ICANN Asks for Verisign Lawsuit Dismissal
morelife writes "ICANN has asked the court to send Verisign a cancellation on their recent lawsuit (breach of contract, violation of the Sherman Act (antitrust), essentially making the point that their interpretation of the contract is different from Verisign's interpretation of it. The
story is covered at CircleID ..."
> I worked for Verizon and it doesn't surprise me they're playing the 800lb Gorilla in the domain name business.
We might believe you if you knew the difference between Verizon and Verisign.
I've finally had it: until slashdot gets article moderation, I am not coming back.

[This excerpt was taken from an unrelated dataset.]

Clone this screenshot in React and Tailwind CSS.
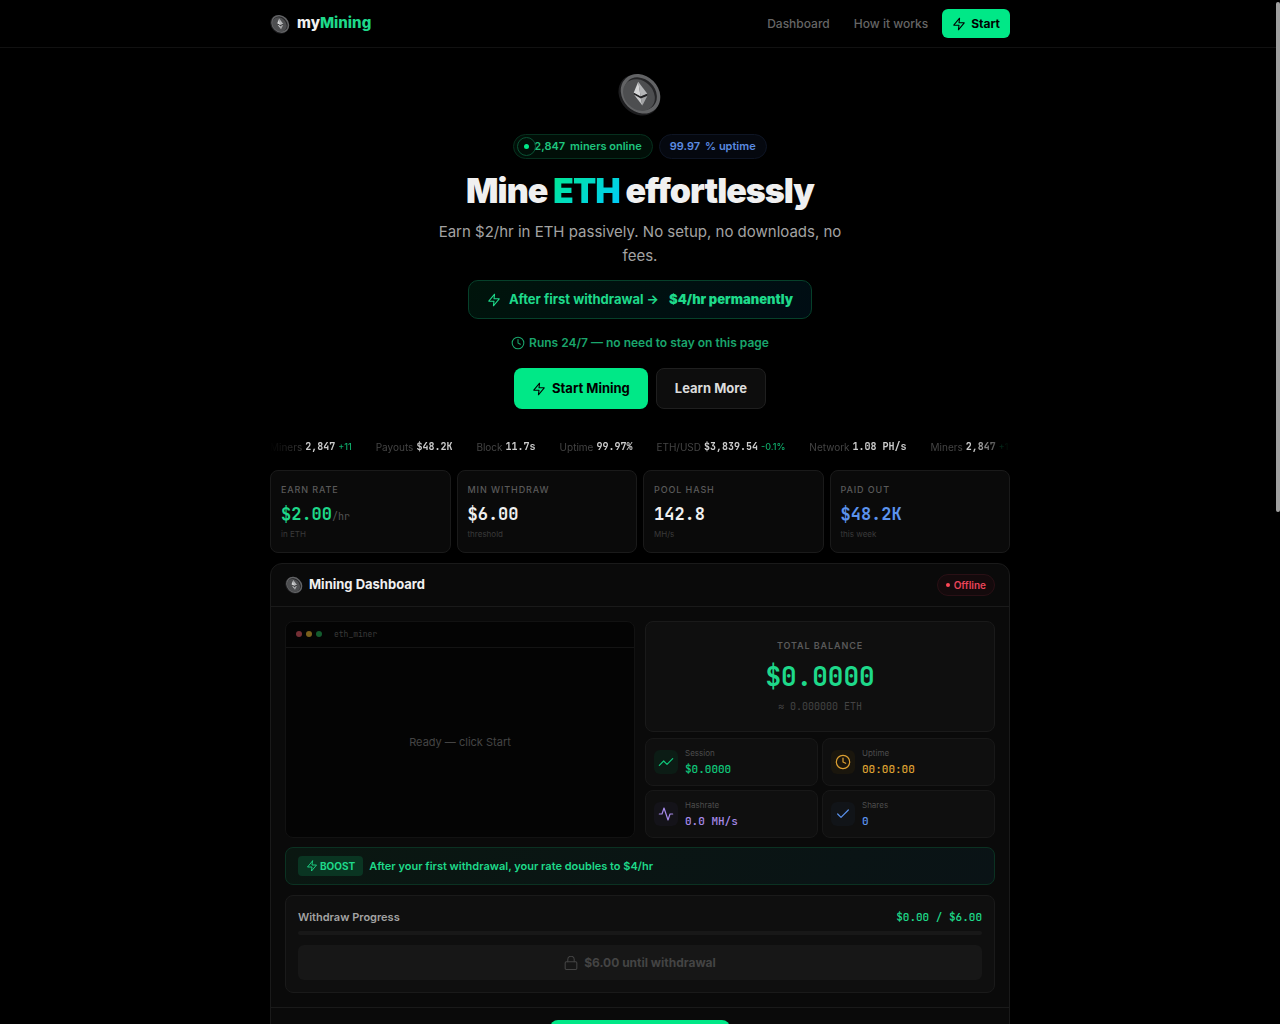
import React, { useState } from 'react';

const MONO = "font-['JetBrains_Mono','DejaVu_Sans_Mono',monospace]";

const tickerItems = [
  { label: 'Miners', value: '2,847', change: '+11' },
  { label: 'Payouts', value: '$48.2K' },
  { label: 'Block', value: '11.7s' },
  { label: 'Uptime', value: '99.97%' },
  { label: 'ETH/USD', value: '$3,839.54', change: '-0.1%' },
  { label: 'Network', value: '1.08 PH/s' },
];

const stats = [
  { label: 'Earn rate', value: '$2.00', unit: '/hr', sub: 'in ETH', color: 'text-[#1ed98a]' },
  { label: 'Min withdraw', value: '$6.00', sub: 'threshold', color: 'text-[#f0f0f0]' },
  { label: 'Pool hash', value: '142.8', sub: 'MH/s', color: 'text-[#f0f0f0]' },
  { label: 'Paid out', value: '$48.2K', sub: 'this week', color: 'text-[#5b93ee]' },
];

const metrics = [
  { icon: 'trend', label: 'Session', value: '$0.0000', color: 'text-[#10c77b]', tint: 'bg-[#0c1c15]' },
  { icon: 'clock', label: 'Uptime', value: '00:00:00', color: 'text-[#dda032]', tint: 'bg-[#1a160d]' },
  { icon: 'activity', label: 'Hashrate', value: '0.0 MH/s', color: 'text-[#a78bea]', tint: 'bg-[#141319]' },
  { icon: 'check', label: 'Shares', value: '0', color: 'text-[#5b93ee]', tint: 'bg-[#111418]' },
];

const icons = {
  zap: <polygon points="13 2 3 14 12 14 11 22 21 10 12 10 13 2" />,
  clock: (
    <>
      <circle cx="12" cy="12" r="10" />
      <polyline points="12 6 12 12 16 14" />
    </>
  ),
  trend: <polyline points="22 7 13.5 15.5 8.5 10.5 2 17" />,
  activity: <polyline points="22 12 18 12 15 21 9 3 6 12 2 12" />,
  check: <polyline points="20 6 9 17 4 12" />,
  lock: (
    <>
      <rect x="2" y="10" width="20" height="13" rx="2" />
      <path d="M6.5 10V6a5.5 5.5 0 0 1 11 0v4" />
    </>
  ),
};

const Icon = ({ name, className }) => (
  <svg
    viewBox="0 0 24 24"
    fill="none"
    stroke="currentColor"
    strokeWidth="1.8"
    strokeLinecap="round"
    strokeLinejoin="round"
    className={`shrink-0 ${className}`}
    aria-hidden="true"
  >
    {icons[name]}
  </svg>
);

// Tilted Ethereum coin
const Coin = ({ className }) => (
  <svg viewBox="2 1 42 42" className={`shrink-0 ${className}`} aria-hidden="true">
    <ellipse cx="22" cy="23" rx="21.2" ry="17.8" transform="rotate(45 22 23)" fill="#1d1d1f" />
    <ellipse cx="23.5" cy="21.8" rx="20.4" ry="17.2" transform="rotate(45 23.5 21.8)" fill="#626365" />
    <ellipse cx="23.6" cy="21.6" rx="17" ry="13.8" transform="rotate(45 23.6 21.6)" fill="#252527" />
    <ellipse cx="22" cy="23" rx="16.6" ry="13.6" transform="rotate(45 22 23)" fill="#4d4e50" />
    <path d="M21.3 10.3 17 20.8l6.6 3.6z" fill="#d4d5d6" />
    <path d="M21.3 10.3 30 21.8l-6.4 2.6z" fill="#b4b5b7" />
    <path d="m17 20.8 6.6 3.6 6.4-2.6-.4 2-5.8 2.4-6.2-3.4z" fill="#222224" />
    <path d="m17.4 22.8 6.4 3.6 1.5 6.5z" fill="#c9cacb" />
    <path d="m30 23.8-6.2 2.6 1.5 6.5z" fill="#a2a3a5" />
  </svg>
);

const Navbar = ({ onStart }) => (
  <header className="sticky top-0 z-10 border-b border-[#111] bg-black">
    <div className="mx-auto flex h-[47px] max-w-[740px] items-center justify-between">
      <a href="#top" className="flex items-center gap-[7px] text-[15px] font-extrabold">
        <Coin className="size-5" />
        <span>
          my<span className="text-[#1ed98a]">Mining</span>
        </span>
      </a>
      <nav className="flex items-center text-xs font-medium text-[#666]">
        <a href="#dashboard" className="mr-6">Dashboard</a>
        <a href="#how" className="mr-3.5">How it works</a>
        <button
          type="button"
          onClick={onStart}
          className="flex h-[29px] items-center gap-[5px] rounded-md bg-[#00e887] px-2.5 font-bold text-black"
        >
          <Icon name="zap" className="size-3.5" />
          Start
        </button>
      </nav>
    </div>
  </header>
);

const Hero = ({ onStart }) => (
  <section id="top" className="flex flex-col items-center pt-6 text-center">
    <Coin className="size-11" />
    <div className="mt-[18px] flex gap-1.5 text-[11px] font-semibold">
      <span className="flex h-[25px] items-center gap-[5px] rounded-full border border-[#06301e] bg-[#010f08] px-2.5 text-[#1ec57e]">
        <span className="relative size-[5px] rounded-full bg-[#00e887]">
          <span className="absolute -inset-[7px] rounded-full border border-[#0a5335]" />
        </span>
        <span>2,847</span>
        <span>miners online</span>
      </span>
      <span className="flex h-[25px] items-center gap-[5px] rounded-full border border-[#0e1524] bg-[#05080f] px-2.5 text-[#5b8be0]">
        <span>99.97</span>
        <span>% uptime</span>
      </span>
    </div>
    <h1 className="mt-3 text-[34px] leading-10 font-black tracking-[-0.03em] text-[#f0f0f0]">
      Mine{' '}
      <span className="bg-linear-135 from-[#00e887] to-[#00c8ff] bg-clip-text text-transparent">ETH</span>{' '}
      effortlessly
    </h1>
    <p className="mt-[9px] max-w-[420px] text-[15px] leading-6 text-[#a3a3a3]">
      Earn $2/hr in ETH passively. No setup, no downloads, no fees.
    </p>
    <div className="mt-3 flex h-[39px] items-center rounded-[10px] border border-[#06402a] bg-linear-135 from-[#00140b] to-[#000d14] px-[18px] text-[13px] font-bold text-[#1ed98a]">
      <Icon name="zap" className="mr-2 size-3.5" />
      <span className="mr-2.5">After first withdrawal →</span>
      <strong className="font-black">$4/hr permanently</strong>
    </div>
    <p className="mt-[15px] flex items-center gap-1 text-xs leading-[18px] font-semibold text-[#1aa56c]">
      <Icon name="clock" className="size-3.5" />
      Runs 24/7 — no need to stay on this page
    </p>
    <div className="mt-4 flex gap-2 text-[13px]">
      <button
        type="button"
        onClick={onStart}
        className="flex h-[41px] items-center gap-1.5 rounded-lg bg-[#00e887] px-[18px] font-bold text-black"
      >
        <Icon name="zap" className="size-3.5" />
        Start Mining
      </button>
      <a
        href="#how"
        className="flex h-[41px] items-center rounded-lg border border-[#1f1f1f] bg-[#0d0d0d] px-[18px] font-bold text-[#dcdcdc]"
      >
        Learn More
      </a>
    </div>
  </section>
);

const Ticker = () => (
  <div className="mt-[30px] overflow-hidden mask-[linear-gradient(90deg,transparent,#000_5%,#000_95%,transparent)]">
    <div className="flex gap-6 text-[10px] leading-4 whitespace-nowrap">
      {[...tickerItems, tickerItems[0]].map((item, i) => (
        <span key={i} className="flex gap-[3px] text-[#444]">
          <span>{item.label}</span>
          <span className={`${MONO} font-bold text-[#ccc]`}>{item.value}</span>
          {item.change && <span className="text-[9px] font-medium text-[#0fa868]">{item.change}</span>}
        </span>
      ))}
    </div>
  </div>
);

const StatCard = ({ stat }) => (
  <div className="rounded-lg border border-[#1a1a1a] bg-[#0a0a0a] px-2.5 py-3">
    <div className="text-[9px] leading-[14px] font-medium tracking-widest text-[#5a5a5a] uppercase">{stat.label}</div>
    <div className={`${MONO} mt-1.5 text-[17px] leading-[22px] font-semibold ${stat.color}`}>
      {stat.value}
      {stat.unit && <span className="text-[10px] leading-none font-normal text-[#555]">{stat.unit}</span>}
    </div>
    <div className="mt-[3px] text-[8px] leading-3 text-[#3a3a3a]">{stat.sub}</div>
  </div>
);

const Terminal = () => (
  <div className="flex flex-col overflow-hidden rounded-lg border border-[#121212] bg-[#040404]">
    <div className="flex h-[26px] items-center gap-1 border-b border-[#141414] px-2.5 pb-0.5">
      <span className="size-1.5 rounded-full bg-[#742f35]" />
      <span className="size-1.5 rounded-full bg-[#7b601c]" />
      <span className="size-1.5 rounded-full bg-[#135c2e]" />
      <span className={`${MONO} ml-2 text-[8px] text-[#3a3a3a]`}>eth_miner</span>
    </div>
    <div className="flex flex-1 items-center justify-center text-[11px] text-[#444]">Ready — click Start</div>
  </div>
);

const Metric = ({ metric }) => (
  <div className="flex h-12 items-center gap-[7px] rounded-lg border border-[#181818] bg-[#0f0f0f] px-2">
    <span className={`flex size-6 items-center justify-center rounded-md ${metric.tint} ${metric.color}`}>
      <Icon name={metric.icon} className="size-4" />
    </span>
    <div>
      <div className="text-[8px] leading-3 text-[#4d4d4d]">{metric.label}</div>
      <div className={`${MONO} mt-0.5 text-[11px] leading-4 font-medium ${metric.color}`}>{metric.value}</div>
    </div>
  </div>
);

const Dashboard = ({ onStart }) => (
  <section id="dashboard" className="mt-2.5 rounded-xl border border-[#1a1a1a] bg-[#0a0a0a]">
    <div className="flex h-[43px] items-center justify-between border-b border-[#1a1a1a] px-3.5">
      <h2 className="flex items-center gap-1.5 text-[13px] font-bold text-[#f0f0f0]">
        <Coin className="size-[18px]" />
        Mining Dashboard
      </h2>
      <span className="flex h-[22px] items-center gap-1 rounded-full border border-[#2a1015] bg-[#140a0c] px-2 text-[10px] font-semibold text-[#ea4459]">
        <span className="size-1 rounded-full bg-[#ff4757]" />
        Offline
      </span>
    </div>

    <div className="p-3.5">
      <div className="grid grid-cols-2 gap-2.5">
        <Terminal />
        <div>
          <div className="flex h-[111px] flex-col items-center rounded-lg border border-[#1a1a1a] bg-[#0f0f0f] pt-[17px]">
            <div className="text-[9px] leading-[14px] font-semibold tracking-widest text-[#5a5a5a] uppercase">
              Total balance
            </div>
            <div className={`${MONO} mt-2 text-[26px] leading-8 font-semibold text-[#1ed98a]`}>$0.0000</div>
            <div className={`${MONO} mt-1.5 text-[10px] leading-4 text-[#444]`}>≈ 0.000000 ETH</div>
          </div>
          <div className="mt-1.5 grid grid-cols-2 gap-1">
            {metrics.map((metric) => (
              <Metric key={metric.label} metric={metric} />
            ))}
          </div>
        </div>
      </div>

      <div className="mt-[9px] flex h-[38px] items-center gap-1.5 rounded-lg border border-[#0b3222] bg-linear-135 from-[#0a1711] to-[#0a1316] px-3 text-[11px] font-semibold text-[#1ed98a]">
        <span className="flex h-5 items-center gap-0.5 rounded bg-[#0a3522] px-2 text-[10px] font-bold">
          <Icon name="zap" className="size-3" />
          BOOST
        </span>
        After your first withdrawal, your rate doubles to $4/hr
      </div>

      <div className="mt-2.5 rounded-lg border border-[#1a1a1a] bg-[#0f0f0f] p-3">
        <div className="flex items-center justify-between text-[11px] leading-[18px]">
          <span className="font-semibold text-[#a3a3a3]">Withdraw Progress</span>
          <span className={`${MONO} font-medium text-[#1ed98a]`}>$0.00 / $6.00</span>
        </div>
        <div className="mt-[5px] h-1 rounded-full bg-[#181818]" role="progressbar" aria-valuenow={0} aria-label="Withdraw Progress" />
        <button
          type="button"
          disabled
          className="mt-2.5 flex h-[35px] w-full items-center justify-center gap-1.5 rounded-md bg-[#171717] text-xs font-bold text-[#444]"
        >
          <Icon name="lock" className="size-3.5" />
          $6.00 until withdrawal
        </button>
      </div>
    </div>

    <div className="flex justify-center border-t border-[#1a1a1a] p-3">
      <button
        type="button"
        onClick={onStart}
        aria-label="Start Mining"
        className="h-10 w-[180px] rounded-lg bg-[#00e887]"
      />
    </div>
  </section>
);

const App = () => {
  const [, setRunning] = useState(false);
  const start = () => setRunning(true);

  return (
    <div className="h-screen overflow-y-auto bg-black font-['Inter',sans-serif] text-[#f0f0f0] [scrollbar-width:none]">
      <Navbar onStart={start} />
      <main className="mx-auto max-w-[740px]">
        <Hero onStart={start} />
        <Ticker />
        <div className="mt-[15px] grid grid-cols-4 gap-1.5">
          {stats.map((stat) => (
            <StatCard key={stat.label} stat={stat} />
          ))}
        </div>
        <Dashboard onStart={start} />
      </main>
      {/* Overlay scroll thumb */}
      <div className="fixed top-0.5 right-0 z-20 h-[510px] w-1 rounded-full bg-[#a0a0a0]" />
    </div>
  );
};

export default App;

"First, none of the first six claims is ripe because they all rest on the assumption that ICANN's interpretation of the contract is wrong. Because that is the issue presented by the seventh claim, and because if ICANN is right none of the first six claims has any merit, these claims should all be dismissed and be addressed only when and if VeriSign's interpretation of the contract is authoritatively established to be correct." Basically, if I read it right: Well, they called us all these bad things, and then called us crazy. If they're right about crazy, we want to plead insanity to the rest...
-- (appended to the end of comments you post, 120 chars)
I believe it need to be stated that ICANN is in fact violating the anti-trust law. While ICANN has been authorized by Congress, Congress has no legitimate authority to create such a monopoly organization.
The only monopolies Congress is authorized to establish are copyright and patents if they creates progress in sciences and useful art.
I cannot see how this definition fit ICANN. Therefore I believe it is time that ICANN is given back to the people. I believe only then we will see domain name services for acceptable pricing.
What are you *talking* about?
ICANN handles standards -- Internet names and numbers. There's *always* a single ultimate organization in place to do this sort of thing. Is *ANSI* a monopoly? ISO?
Furthermore, ICANN hasn't been trying to leverage their position to make money, *as Verisign has*. Heck, ICANN's had numerous funding problems over the past few years, whereas Verisign has been funneling vast amounts of money into itself over that same period of time.
There is *exactly* one organization involved that has been abusing its unique, monopoly position (root name servers) in the past year, and that is very specifically Verisign (bleeding sitefinder). There was mass outcry, and ICANN responded, telling Verisign that Verisign was running amok and risking cancellation of its special, unique privileges.
It boggles the mind that ICANN (which isn't perfect, and *is* admittedly influenced by businesses) is being accused by *Verisign* (the most awful collection of monopolistic business scum you could get your hands on) of abuse of a monopoly position.
I just can't imagine a person siding *with* Verisign and against ICANN on something like this. Christ. It's insane.